>>>>>

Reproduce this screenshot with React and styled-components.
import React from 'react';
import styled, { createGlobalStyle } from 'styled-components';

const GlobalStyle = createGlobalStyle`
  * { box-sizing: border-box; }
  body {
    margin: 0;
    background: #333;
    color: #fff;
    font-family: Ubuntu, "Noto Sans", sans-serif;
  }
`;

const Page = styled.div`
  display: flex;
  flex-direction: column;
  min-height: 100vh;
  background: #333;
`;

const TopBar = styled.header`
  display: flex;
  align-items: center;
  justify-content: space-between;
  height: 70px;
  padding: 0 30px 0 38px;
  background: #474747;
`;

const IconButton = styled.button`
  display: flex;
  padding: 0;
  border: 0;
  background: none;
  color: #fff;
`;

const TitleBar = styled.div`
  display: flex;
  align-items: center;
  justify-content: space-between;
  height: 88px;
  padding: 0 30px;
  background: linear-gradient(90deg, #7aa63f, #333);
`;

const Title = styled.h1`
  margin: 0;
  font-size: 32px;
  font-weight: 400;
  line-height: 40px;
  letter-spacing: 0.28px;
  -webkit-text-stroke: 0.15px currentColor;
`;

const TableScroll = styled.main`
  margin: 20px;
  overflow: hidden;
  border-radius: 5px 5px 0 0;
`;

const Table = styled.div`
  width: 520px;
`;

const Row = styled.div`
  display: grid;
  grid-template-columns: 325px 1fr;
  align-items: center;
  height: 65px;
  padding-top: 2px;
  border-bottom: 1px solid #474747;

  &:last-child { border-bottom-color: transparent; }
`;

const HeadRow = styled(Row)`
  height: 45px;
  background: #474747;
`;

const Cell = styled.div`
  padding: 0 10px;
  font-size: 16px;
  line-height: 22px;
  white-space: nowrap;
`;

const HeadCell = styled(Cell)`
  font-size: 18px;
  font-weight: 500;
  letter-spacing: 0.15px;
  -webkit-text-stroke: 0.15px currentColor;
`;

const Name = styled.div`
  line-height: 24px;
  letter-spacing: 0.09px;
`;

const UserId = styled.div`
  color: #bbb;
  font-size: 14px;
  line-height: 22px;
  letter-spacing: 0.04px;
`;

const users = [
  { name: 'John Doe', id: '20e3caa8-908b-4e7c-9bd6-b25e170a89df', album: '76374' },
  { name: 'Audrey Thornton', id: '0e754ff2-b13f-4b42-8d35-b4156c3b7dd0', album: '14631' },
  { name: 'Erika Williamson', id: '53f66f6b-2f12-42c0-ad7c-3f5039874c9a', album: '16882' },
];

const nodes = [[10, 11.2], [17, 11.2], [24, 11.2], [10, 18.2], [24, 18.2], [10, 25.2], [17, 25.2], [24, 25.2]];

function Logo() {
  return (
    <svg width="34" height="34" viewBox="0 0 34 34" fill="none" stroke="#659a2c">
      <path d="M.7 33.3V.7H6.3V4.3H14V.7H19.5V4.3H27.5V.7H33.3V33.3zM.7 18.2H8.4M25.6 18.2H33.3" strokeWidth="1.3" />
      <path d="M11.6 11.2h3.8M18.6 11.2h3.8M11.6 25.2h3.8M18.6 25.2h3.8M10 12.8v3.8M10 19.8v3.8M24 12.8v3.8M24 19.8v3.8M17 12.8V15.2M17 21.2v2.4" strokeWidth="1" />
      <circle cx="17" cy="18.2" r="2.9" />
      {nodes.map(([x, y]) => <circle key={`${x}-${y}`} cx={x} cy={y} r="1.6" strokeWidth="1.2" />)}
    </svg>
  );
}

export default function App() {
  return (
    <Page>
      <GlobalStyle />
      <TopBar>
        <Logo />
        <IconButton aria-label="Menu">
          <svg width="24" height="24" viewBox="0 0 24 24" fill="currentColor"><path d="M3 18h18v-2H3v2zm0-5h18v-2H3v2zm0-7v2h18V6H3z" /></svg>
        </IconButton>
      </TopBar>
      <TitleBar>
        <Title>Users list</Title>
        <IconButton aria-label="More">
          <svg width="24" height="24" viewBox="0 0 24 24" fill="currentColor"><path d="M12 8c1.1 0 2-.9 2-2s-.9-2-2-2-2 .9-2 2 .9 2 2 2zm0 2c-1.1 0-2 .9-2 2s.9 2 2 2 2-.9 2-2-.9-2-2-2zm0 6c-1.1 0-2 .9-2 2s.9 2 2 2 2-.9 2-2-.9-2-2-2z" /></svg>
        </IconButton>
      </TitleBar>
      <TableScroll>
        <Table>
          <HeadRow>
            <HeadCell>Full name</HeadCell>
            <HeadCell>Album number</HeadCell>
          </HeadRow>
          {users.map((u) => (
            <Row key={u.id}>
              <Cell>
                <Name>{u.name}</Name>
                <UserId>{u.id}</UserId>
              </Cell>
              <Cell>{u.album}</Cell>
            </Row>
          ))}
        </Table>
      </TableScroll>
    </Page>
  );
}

<<<<<
>>>>>

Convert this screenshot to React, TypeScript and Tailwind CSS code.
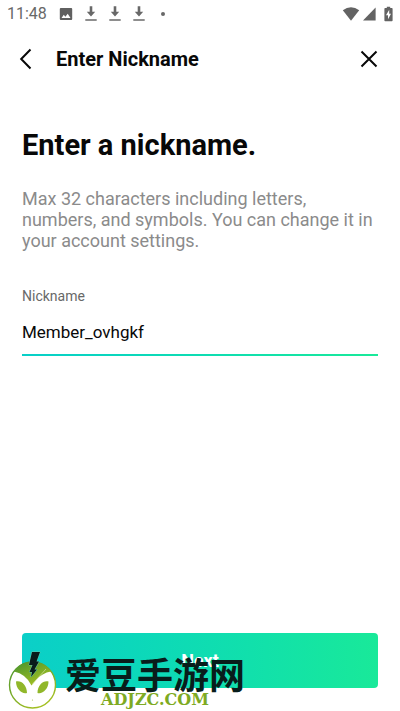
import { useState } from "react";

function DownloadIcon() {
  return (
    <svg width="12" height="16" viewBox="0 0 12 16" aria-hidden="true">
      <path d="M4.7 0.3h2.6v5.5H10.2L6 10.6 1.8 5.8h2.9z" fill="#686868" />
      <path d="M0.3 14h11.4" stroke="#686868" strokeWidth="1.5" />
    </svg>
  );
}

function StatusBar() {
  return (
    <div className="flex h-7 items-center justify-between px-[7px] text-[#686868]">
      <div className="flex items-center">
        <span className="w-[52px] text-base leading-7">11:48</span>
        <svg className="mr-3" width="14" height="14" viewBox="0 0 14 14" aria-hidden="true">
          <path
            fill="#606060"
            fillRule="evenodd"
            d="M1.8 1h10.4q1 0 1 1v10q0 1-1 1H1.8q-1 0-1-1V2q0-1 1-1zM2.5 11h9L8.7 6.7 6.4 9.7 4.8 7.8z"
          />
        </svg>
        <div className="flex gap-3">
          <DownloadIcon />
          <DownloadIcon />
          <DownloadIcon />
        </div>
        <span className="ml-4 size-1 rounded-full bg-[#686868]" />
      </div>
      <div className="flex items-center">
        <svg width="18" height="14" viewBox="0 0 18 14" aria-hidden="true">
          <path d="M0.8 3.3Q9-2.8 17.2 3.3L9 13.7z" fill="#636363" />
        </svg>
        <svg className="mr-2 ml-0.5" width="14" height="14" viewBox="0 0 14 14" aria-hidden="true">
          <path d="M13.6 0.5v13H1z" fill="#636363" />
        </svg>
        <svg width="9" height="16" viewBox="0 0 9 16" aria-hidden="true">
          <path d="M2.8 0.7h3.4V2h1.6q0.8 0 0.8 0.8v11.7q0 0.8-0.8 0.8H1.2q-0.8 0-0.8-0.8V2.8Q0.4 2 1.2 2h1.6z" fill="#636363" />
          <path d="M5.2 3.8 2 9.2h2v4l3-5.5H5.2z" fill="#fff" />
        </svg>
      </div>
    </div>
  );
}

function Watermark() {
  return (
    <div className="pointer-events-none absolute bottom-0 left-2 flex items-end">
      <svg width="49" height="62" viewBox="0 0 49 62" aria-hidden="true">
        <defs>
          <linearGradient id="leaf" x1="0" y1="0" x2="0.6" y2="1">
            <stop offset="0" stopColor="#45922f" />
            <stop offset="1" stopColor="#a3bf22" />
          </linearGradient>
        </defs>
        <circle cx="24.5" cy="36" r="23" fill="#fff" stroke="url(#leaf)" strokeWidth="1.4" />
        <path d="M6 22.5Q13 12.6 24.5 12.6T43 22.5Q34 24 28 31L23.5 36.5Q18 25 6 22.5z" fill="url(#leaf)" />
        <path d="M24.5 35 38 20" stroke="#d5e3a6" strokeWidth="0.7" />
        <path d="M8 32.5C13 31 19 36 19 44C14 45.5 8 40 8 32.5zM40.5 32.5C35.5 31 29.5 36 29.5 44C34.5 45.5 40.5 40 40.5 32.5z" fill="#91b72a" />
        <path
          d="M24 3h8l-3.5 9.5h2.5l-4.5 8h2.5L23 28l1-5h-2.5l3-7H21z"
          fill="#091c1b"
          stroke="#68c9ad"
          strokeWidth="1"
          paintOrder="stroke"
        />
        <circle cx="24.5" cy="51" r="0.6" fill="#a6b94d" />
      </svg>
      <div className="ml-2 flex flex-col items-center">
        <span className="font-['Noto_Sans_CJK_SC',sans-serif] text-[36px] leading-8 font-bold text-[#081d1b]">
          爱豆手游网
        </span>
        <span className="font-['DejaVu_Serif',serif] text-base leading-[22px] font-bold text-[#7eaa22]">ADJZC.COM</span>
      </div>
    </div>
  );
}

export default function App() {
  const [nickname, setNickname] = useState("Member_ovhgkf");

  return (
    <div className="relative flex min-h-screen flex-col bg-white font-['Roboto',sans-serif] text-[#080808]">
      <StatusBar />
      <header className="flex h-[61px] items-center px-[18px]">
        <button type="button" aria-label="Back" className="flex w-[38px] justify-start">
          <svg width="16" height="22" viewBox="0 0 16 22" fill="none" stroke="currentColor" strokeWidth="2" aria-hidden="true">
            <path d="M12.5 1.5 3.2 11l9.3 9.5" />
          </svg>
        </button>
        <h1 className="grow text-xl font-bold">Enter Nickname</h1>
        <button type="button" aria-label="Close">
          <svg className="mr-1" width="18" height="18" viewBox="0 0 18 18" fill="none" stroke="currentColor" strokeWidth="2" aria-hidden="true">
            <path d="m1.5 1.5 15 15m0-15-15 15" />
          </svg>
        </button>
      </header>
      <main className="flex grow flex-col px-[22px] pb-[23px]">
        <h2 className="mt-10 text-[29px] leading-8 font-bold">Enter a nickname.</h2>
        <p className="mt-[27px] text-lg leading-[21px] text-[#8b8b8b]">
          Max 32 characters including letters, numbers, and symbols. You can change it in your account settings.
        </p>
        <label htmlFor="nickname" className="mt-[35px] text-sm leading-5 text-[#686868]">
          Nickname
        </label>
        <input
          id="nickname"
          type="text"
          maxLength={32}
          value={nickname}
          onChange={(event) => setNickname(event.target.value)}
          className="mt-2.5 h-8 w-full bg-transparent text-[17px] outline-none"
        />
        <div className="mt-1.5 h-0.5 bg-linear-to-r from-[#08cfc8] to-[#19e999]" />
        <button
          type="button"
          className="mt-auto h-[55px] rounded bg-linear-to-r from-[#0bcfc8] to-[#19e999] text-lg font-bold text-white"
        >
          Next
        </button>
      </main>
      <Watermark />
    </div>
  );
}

<<<<<

◆ Problem requirements
Copy out each line of the listing that holds "this".

◆ Written solution
Reproduce this screenshot with React and styled-components.
Convert this screenshot to React, TypeScript and Tailwind CSS code.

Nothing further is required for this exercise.